Robert Kuttner has written a superb piece for the the Columbia Journalism Review that looks at how American newspapers are adapting, with increasing enthusiasm, to the web.
The piece is worth reading carefully. It contains no startling revelations, but wonderfully digests many of the economic and professional-cultural changes that the Internet has brought to mainstream news media.
One part of the piece that online-skeptics should read carefully is Kuttner’s chat with a “22-year-old prodigy” journalist called Ezra, with whom he compares notes on the different ways they get their news. (It’s fairly obviously his blogging American Prospect colleague Ezra Klein.)
The exchange shows how Ezra uses online news sources to follow the news and inform his reporting. Particularly noteworthy is that he does not read blogs to find the uninformed ramblings of Joe Public but to find the considered opinion of expert sources.
After Kuttner confesses that he begins his day by reading four newspapers, he turns to his younger colleague:
Ezra suppressed a smirk. I use about 150 or 200 rss feeds and bookmarks, he explained. Ezra scans four newspapers online. He checks sites of research organizations such as the Center on Budget and Policy Priorities. He indulges his taste for gossipy pop culture with a few favorites such as defamer.com. Ezra surfs a few political blogs, too, but he particularly relies on expert sites that are not exactly blogs and not exactly journalism; rather they are a very important category often left out by old media critics who divide the world into amateur bloggers versus trained reporters. Many such sites are operated by academics or think-tank researchers who have developed a taste for a popular audience, mixing blog-style comment on breaking news with original analysis, and serious research.

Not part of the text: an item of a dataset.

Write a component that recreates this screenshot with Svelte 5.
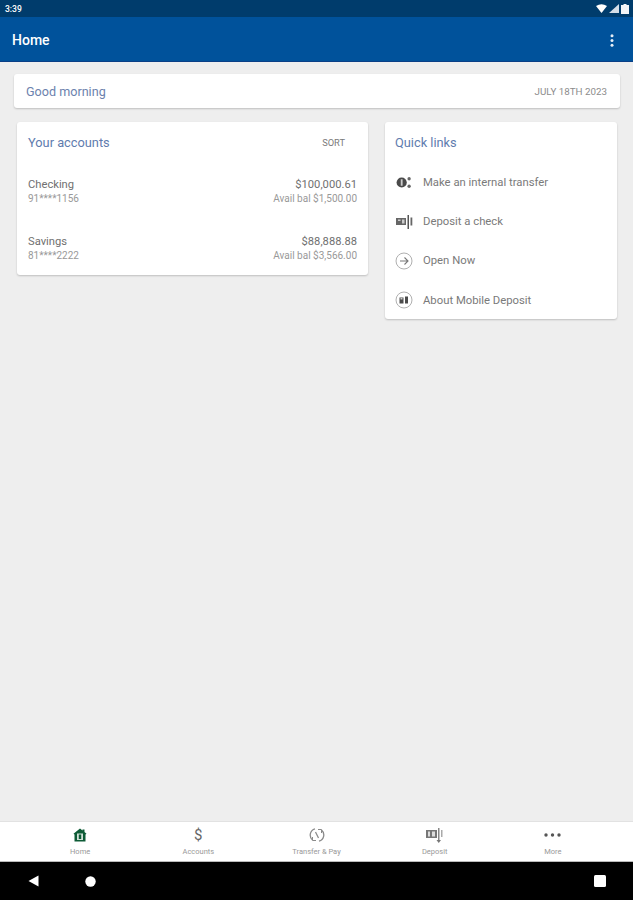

This category of Web site doesn’t have a name, and it trivializes them to call them blogs. Let’s call them crogs, for Carefully-Researched Weblogs. For policy wonks like Ezra and me, some of the most interesting crogs are Dean Baker’s site on how the press covers economics; the crog on Middle East affairs by the University of Michigan professor Juan Cole; and a superb crog on health policy carried on Daily Kos and written by a physician and researcher calling himself Dr. Steve B (he has a sensitive position and won’t publish his real name). There are thousands of similarly high-quality crogs on just about every public issue, of great value to both journalists and ordinary readers. The sites are rich in hyperlinks, too, so a reader can move sideways into more detailed reports and primary sources.
Ezra uses the Internet exactly the way I (and probably most readers of this blog) do. He understands the blogosphere the way all journalists should. Yes, it’s a playground for cranks and ranters, but those are not the bits you should be paying attention to. It’s the “crogs” you want, not the bog-standard blogs — you want to focus on the signal, not the noise.
Of course, none of this will ever convince the dinosaurs — particularly those who insist that they are not dinosaurs while arguing that all this blogging and Interwebnet stuff is just a load of American tosh.
Update: Ryan Sholin puts it another way:
If you’re a reporter, and someone says “blogs,” you need to stop thinking “political junkies pontificating on what the New York Times says” and start thinking “places where people with like-minded interests come together to discuss what’s important to them LONG before the mainstream media decides that it’s news.”